== Prompt ==
Copy each line holding the string "styles".

== Dataset content ==
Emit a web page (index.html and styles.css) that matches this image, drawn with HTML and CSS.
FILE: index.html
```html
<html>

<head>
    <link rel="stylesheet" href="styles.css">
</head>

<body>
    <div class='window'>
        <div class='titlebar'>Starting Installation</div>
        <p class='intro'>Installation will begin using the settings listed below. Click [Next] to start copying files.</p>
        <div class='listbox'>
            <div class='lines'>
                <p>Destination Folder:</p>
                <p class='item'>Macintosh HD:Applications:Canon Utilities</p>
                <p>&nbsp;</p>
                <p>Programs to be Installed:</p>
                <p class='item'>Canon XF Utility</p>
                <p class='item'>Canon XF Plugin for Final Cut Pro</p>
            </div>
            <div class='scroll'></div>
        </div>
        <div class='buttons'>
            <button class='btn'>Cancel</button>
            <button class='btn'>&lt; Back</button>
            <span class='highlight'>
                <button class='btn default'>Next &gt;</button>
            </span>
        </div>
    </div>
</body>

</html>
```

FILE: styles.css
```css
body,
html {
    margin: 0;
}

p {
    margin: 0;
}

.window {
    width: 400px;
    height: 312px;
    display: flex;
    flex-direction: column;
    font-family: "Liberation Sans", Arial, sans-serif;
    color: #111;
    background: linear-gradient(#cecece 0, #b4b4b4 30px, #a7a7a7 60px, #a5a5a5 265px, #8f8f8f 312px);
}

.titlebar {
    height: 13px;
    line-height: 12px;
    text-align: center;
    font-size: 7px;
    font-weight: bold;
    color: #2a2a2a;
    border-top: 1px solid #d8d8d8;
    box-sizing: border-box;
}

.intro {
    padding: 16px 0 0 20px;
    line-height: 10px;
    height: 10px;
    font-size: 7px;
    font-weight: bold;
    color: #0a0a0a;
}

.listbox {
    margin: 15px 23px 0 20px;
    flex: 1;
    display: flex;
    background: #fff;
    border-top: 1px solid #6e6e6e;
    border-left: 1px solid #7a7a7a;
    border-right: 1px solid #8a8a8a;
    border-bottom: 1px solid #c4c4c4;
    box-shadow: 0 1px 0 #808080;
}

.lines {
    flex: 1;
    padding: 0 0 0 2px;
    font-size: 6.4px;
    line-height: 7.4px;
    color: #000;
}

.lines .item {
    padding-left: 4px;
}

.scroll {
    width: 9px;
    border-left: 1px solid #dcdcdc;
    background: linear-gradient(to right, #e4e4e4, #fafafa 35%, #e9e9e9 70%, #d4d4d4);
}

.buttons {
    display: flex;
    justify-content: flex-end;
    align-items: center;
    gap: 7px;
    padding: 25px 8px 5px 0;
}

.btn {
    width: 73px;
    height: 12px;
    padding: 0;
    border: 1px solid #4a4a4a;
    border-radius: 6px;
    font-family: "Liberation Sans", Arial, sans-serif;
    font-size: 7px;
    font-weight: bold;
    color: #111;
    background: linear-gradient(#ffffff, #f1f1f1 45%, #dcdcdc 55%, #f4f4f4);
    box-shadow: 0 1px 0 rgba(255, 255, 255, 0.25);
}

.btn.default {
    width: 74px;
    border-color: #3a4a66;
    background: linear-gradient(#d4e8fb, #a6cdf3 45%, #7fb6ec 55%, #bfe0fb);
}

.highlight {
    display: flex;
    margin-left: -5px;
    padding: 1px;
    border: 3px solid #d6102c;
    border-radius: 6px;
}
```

== Answer ==
Emit a web page (index.html and styles.css) that matches this image, drawn with HTML and CSS.
    <link rel="stylesheet" href="styles.css">
FILE: styles.css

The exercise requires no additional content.